At the same time, we propose a time decay factor (TDF), which enables the implicit feedback rating data to dynamically decay according to the time point when the recommendation happens. Due to the similarity of users’ preferences and ratings after time decaying, this algorithm improves overall performance. For products with implicit feedback that happened a long time ago, users are more likely to forget about them, or the products only matched users’ preferences at that particular period.

Negative samples are introduced in this study to increase the diversity and plausibility of the rating matrix. The implicit feedback itself is inherently positive. In this algorithm, the negative samples are generated based on the user’s possibility of not favorite the product.

To evaluate this algorithm, we compare the performance with several commonly used recommendation algorithms in modeling recommender systems on two datasets of real e-commerce platforms. We find that the latent factor model has better performance in resolving multiple implicit feedback problems. In the algorithm evaluation, it can be inferred that the presence of a time decay factor is more necessary for data with a more extended period. In contrast, the LFM algorithm could be applied directly after weighting the data for a short period to obtain a similar recommendation performance as the TDF-WNSP-WLFM. The WNSP should be added along with the TDF, simply adding the WNSP may not improve the overall recommendation performance.

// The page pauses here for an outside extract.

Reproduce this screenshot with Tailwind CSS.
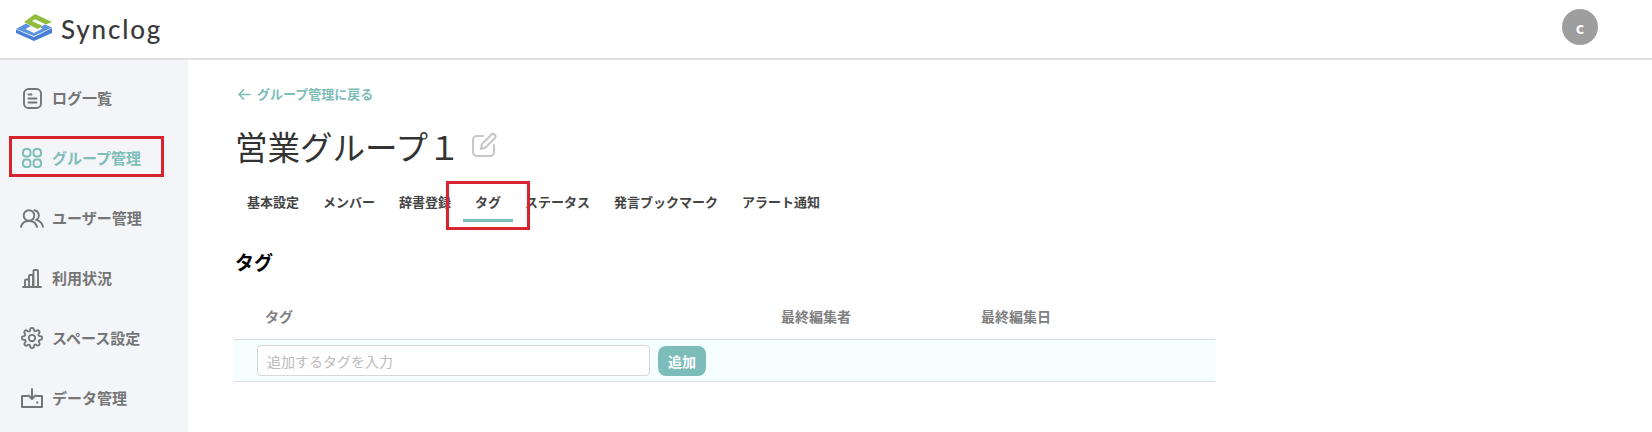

Overall, the TDF-WNSP-WLFM achieves performance improvement without a complex structure. The rating construction time complexity is relatively low. The general performance can be improved compared with the original method since our method has the same training structure as the LFM algorithm. It can be applied in the paralleled computing platform as the LFM does. It can be applied for a product recommendation or any other platform that collects multiple types of user behavior. Future work could improve the ways of weighting and exact weights for a customized recommendation. A more sophisticated and effective approach might be applied.